Just as an understaffed company may make the conscious decision to pay its employees time and a half to work overtime, the same understaffed company also can decide to have its employees forego their meal and rest breaks if it compensates them at a higher rate. In both instances, the employee earns the higher wage by working additional time.

The Court of Appeal decision in Murphy criticized this view:

We disagree with the district court judge's interpretation. While the Labor Code allows employers to require overtime work, albeit at a higher rate of compensation, it does not allow employers to deny meal and rest breaks. [fn.22 "... shall be compensated at the rate of no less than one and one-half times the regular rate of pay ... " with section 512: "An employer may not employ an employee ... without providing the employee with a meal period of not less than 30 minutes ... "]

That criticism (and if we recall correctly, some similar criticism in other opinions superceded by Murphy) is no longer contained in a citeable case. The Supreme Court's opinion in Murphy makes no mention of Tomlinson or anything similar to the views Judge Selna expressed. However, we believe that Section 512's flat prohibition against denying those breaks is not excused by an employer making the payment under Section 226.7, and neither Murphy nor any other California case has hinted, much less held, that an employer can choose to pay the hour and deny their employees breaks without consequence.

Murphy Decides OT Statutes of Limitation?

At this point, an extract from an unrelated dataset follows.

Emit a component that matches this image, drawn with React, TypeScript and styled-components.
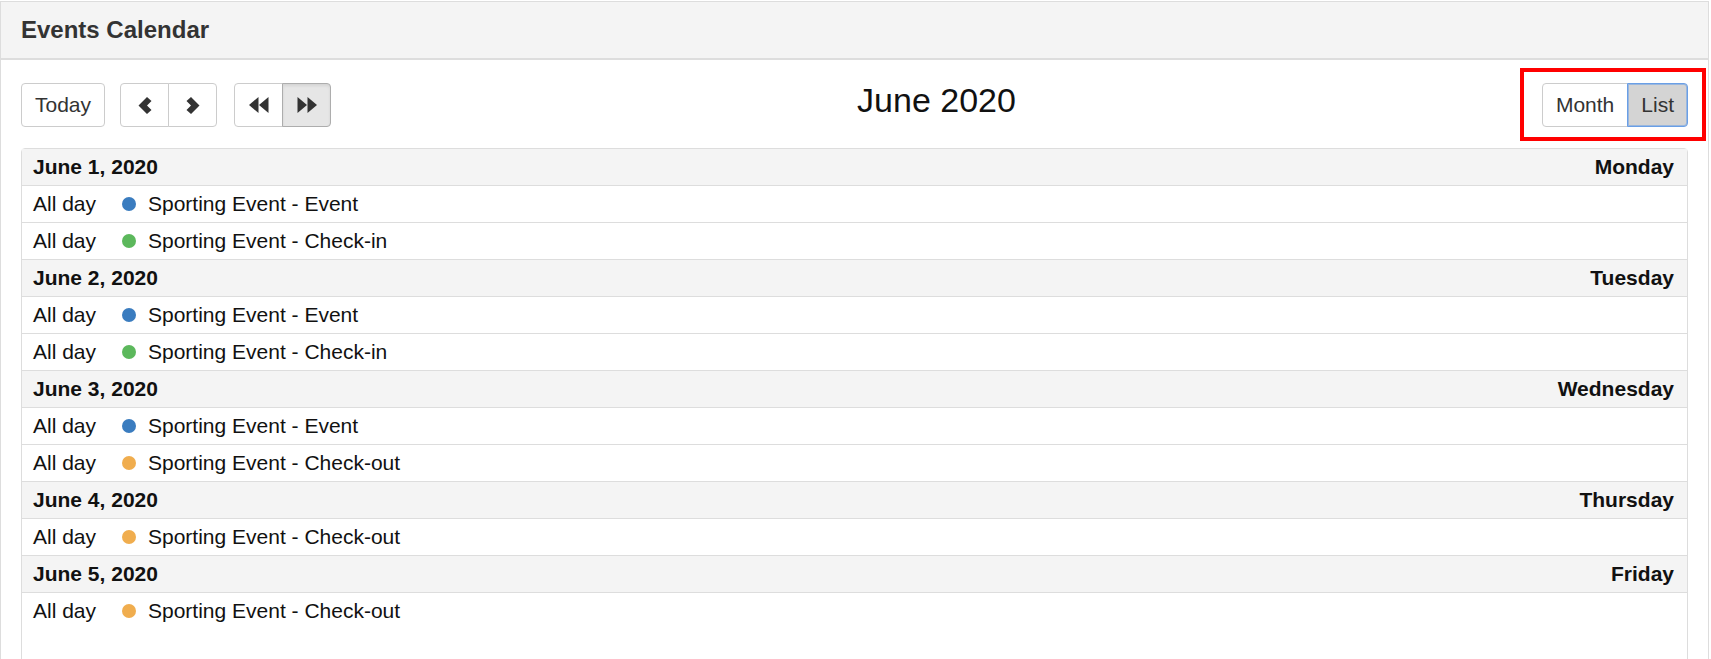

The L.A. Times might not be your best source of legal analysis for wage and hour issues. Yesterday, Molly Selvin, a popular staff writer for the Times, wrote a Q&A column about Monday's Murphy v. Kenneth Cole Productions case. It included this quip:

"What did Monday's decision settle?

Monday's ruling settled the question of whether nonexempt employees who claim they were denied overtime or meal and rest breaks may ask for up to three years of back pay or only one. The court said three years."

It did settle that question for meal and rest breaks. The time for filing suit on overtime claims has been well settled for many, many, years, however.